HTK | ATT | Dragon | Base1 | Sheff | Base2 | DERA | |
WER | 24.8 | 31.0 | 29.8 | 34.6 | 35.8 | 47.1 | 61.5 |
TER | 35.7 | 40.7 | 42.0 | 50.1 | 49.1 | 69.8 | 90.0 |
PTER | 34.6 | 39.7 | 41.6 | 48.5 | 50.4 | 68.9 | 93.0 |
The average precision for the expansion techniques described in
section 2
on the transcriptions described in section 3 are given
in Table 2 and the results are shown in Figure 2.

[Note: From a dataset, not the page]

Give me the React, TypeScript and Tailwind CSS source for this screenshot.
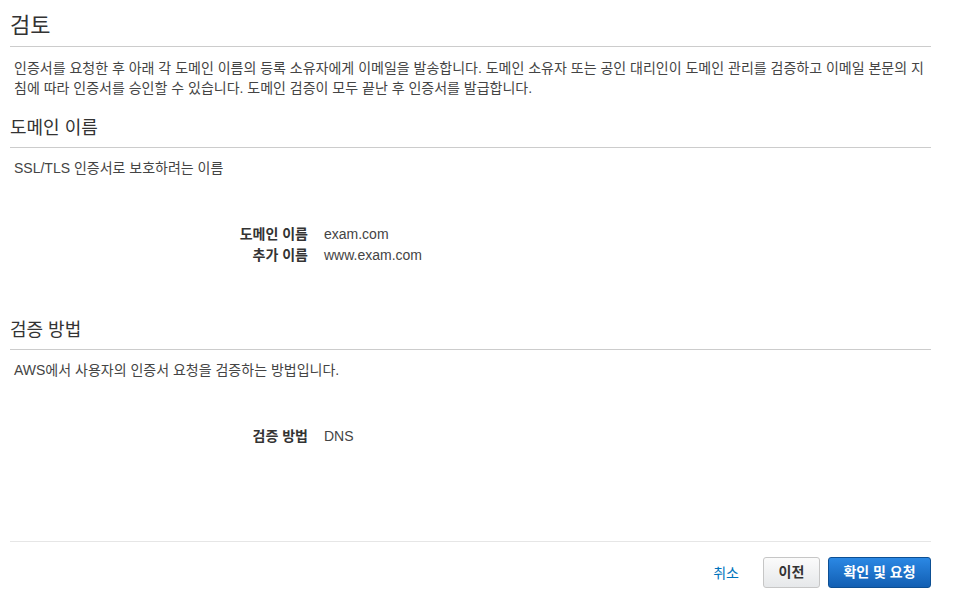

Ref | HTK | AT&T | Dragon | ||
1=BL | (7.04) | 49.11 | 47.30 | 44.84 | 44.27 |
2=1+GP | (7.04) | 51.55 | 49.77 | 47.47 | 46.08 |
3=2+WP | (7.04) | 52.33 | 50.75 | 48.39 | 46.59 |
4=3+PBRF | (12.04) | 53.59 | 51.73 | 50.64 | 48.99 |
5=4+BRF | (13.04) | 55.88 | 55.08 | 53.48 | 50.86 |
Base1 | Sheff | Base2 | DERA | ||
1=BL | (7.04) | 42.95 | 44.27 | 33.95 | 38.70 |
2=1+GP | (7.04) | 45.09 | 46.17 | 35.71 | 39.74 |
3=2+WP | (7.04) | 46.53 | 46.84 | 36.26 | 40.47 |
4=3+PBRF | (12.04) | 48.03 | 49.26 | 40.13 | 44.22 |
5=4+BRF | (13.04) | 51.96 | 51.97 | 39.73 | 44.15 |
Figure 2: Average precision for different expansion techniques across
a wide range of PTER
It is clear that adding geographic semantic posets, noun-based
semantic posets from WordNet and
parallel blind relevance feedback (PBRF)
increases performance for all transcription
error rates. PBRF is especially beneficial at
high error rates which confirms the theory that it is compensating for
transcription errors. Note also that the difference between the reference
and the automatically derived transcriptions is reduced for all
but the most accurate set of transcriptions after PBRF has been added.
In these experiments
blind relevance feedback on the document set is beneficial for the lower
error rate transcriptions, but is ineffective at higher error rates.
The decision to include blind relevance feedback in a system should therefore
be influenced by the accuracy of recognition process.
The expansion techniques presented in this paper have been shown to not only reduce the difference in performance between manually and automatically generated transcriptions, but also to increase retrieval performance by more than 14% relative on all the sets of transcriptions.